The town had achieved a kind of instant,
over-night success; booming along with the unlimited
prospects of the rest of the mid-l880's land rush. Horton
and Brown, the former from Michigan and the latter from
Iowa, had built the first store and began selling groceries
in April, 1885. Within a year it was a thriving country
center. The editor of The Wilburn Argus, Frank
Mathews, saw its prospects as better than those of Kansas
City or Wichita when they were first established, and a
future every bit as fine. Where Fowler in Meade County,
Appleton in Clark County and Ryansville in Ford County all
had near and contending rivals; Mathews saw none for
Wilburn. Apparently Pearlette, even with its post-office,
was so insignificant as to deserve no consideration. By
mid-summer l885, even the rival editor in Fowler
begrudgingly admitted that Wilburn was "quite a little
berg."
In April, 1886, editor, Frank Mathews, of
The Wilburn Argus reported: We now have a lone hardware,
one clothing store, two grocers, a lumberyard, a shoe shop,
a larger feed and livery stable, post office, a large
will-conducted hotel, a blacksmith shop, and two rustling
real estate firms who are always willing to give you any
information desired. We also have one of the best
schoolhouses in Southwest Kansas, and last but not least a
newspaper and publishing office.
From the beginning it was a homesteaders
town. It catered to the settlers, that is to say, those
"settled" folk who sought the solid support of home and the
family virtues of a community already settled down. It was
not to have, nor did it desire to have,any wi1d unsettled
beginnings such as the old cow-towns had weathered. Frank
Mathews testified that it was "a moral town," contrasting
favorably with Dodge City by the "conspicuous absence... of
the dram shop, gaming hall and their volaries. The western
rough has returned to the frontier and the snob of the east
has not yet arrived." Wilburn's settlers wanted only
stability and opportunity. The kind of society they hoped to
fashion was to be a replica of eastern propriety and as near
to its cultural pattern as possible.
The establishment of a school was an
indication in that direction. The original school had been a
modest, incomplete structure with a dirt floor, no desks,
only benches for the students. But soon a new school house
was built. The school was followed quickly by other
manifestations of established respectability: a literary
society and an organized baseball team.
J. E. Platt, the State Sunday School
Superintendent of the Congregational Church, organized
Wilburn's first Sunday School in the spring of 1885, meeting
in Theodore Pillow's home. A year later he came back to
preach in the school house, praising the congregation's
progress and predicting a great future there for the Lord.

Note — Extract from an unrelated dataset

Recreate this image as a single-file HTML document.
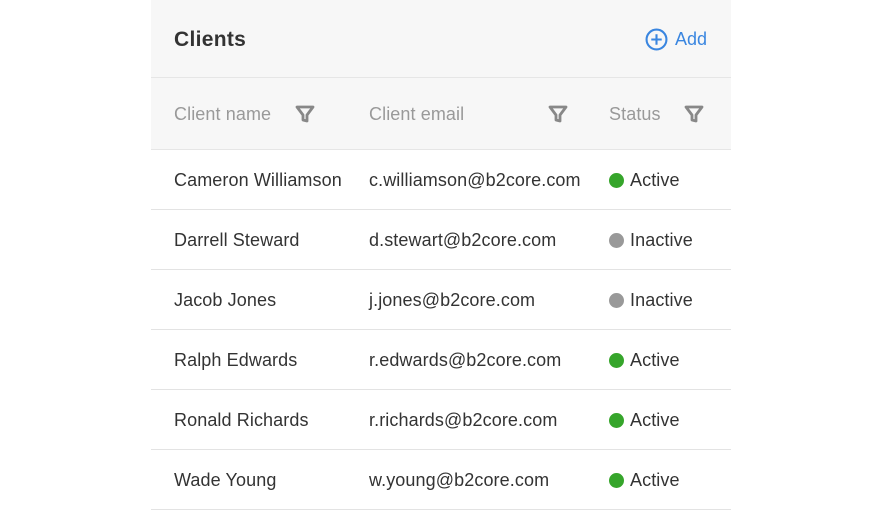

The Methodist Episcopal Church, however; stole the first
march on the other sects and rival congregations when they
succeeded in getting the Rev. T.P. Moore assigned to
Wilburn; an assignment both the Fowler and Appleton
congregations were seeking. The coup was so inspiring that
when the Southwest Kansas Conference of the Methodist Church
began discussing the site for a new college which was
eventually to go to Winfield, Wilburn made a bid for it.
In the summer of 1887, the town reached its
peak. The city government was in full operation; business
was brisk; new settlers were filing the surrounding claims.
The July Fourth celebration of that summer was to be the
town's high water mark. Besides the usual picnic and oratory
there was to be fireworks and, just like the big cities, a
hot-air balloon ascension... representing a town on the
rise.
Dreams of Wilburn becoming a metropolis where
dashed when the railroad's building plans never
materialized. Meanwhile the Rock Island Railroad reached
Fowler nine miles southwest of Wilburn on January 31, 1888.
The town existed for several more years, but was on a
gradual decline. In 1911, the government finally closed the
post office.
The school house as a country school remained
on well into the lives of the third generation of the
original settlers, serving as an educational, social, and
community center for box suppers, literary programs,
election day polling, and, during the depression, a grim
meeting place for AAA and governmental programs.
The rest of the town site was gradually
incorporated into the Van Riper acres and after Senator
Chester I. Long purchased the land it became part of the
"Wilburn Park Farm" with its experimentation with sheep,
poultry, and irrigation. Eventually the old store-post
office was moved to a neighboring farm to serve as a work
shop and, after World War II, efficiency and progress in the
guise of school consolidation, even the school house was
torn down. Wheat fields have long since claimed the once
bright hopes and Wilburn is marked only by history, few with
living memory can remember even its decline. The "turn of
the Kaleidoscope of time" has been completed.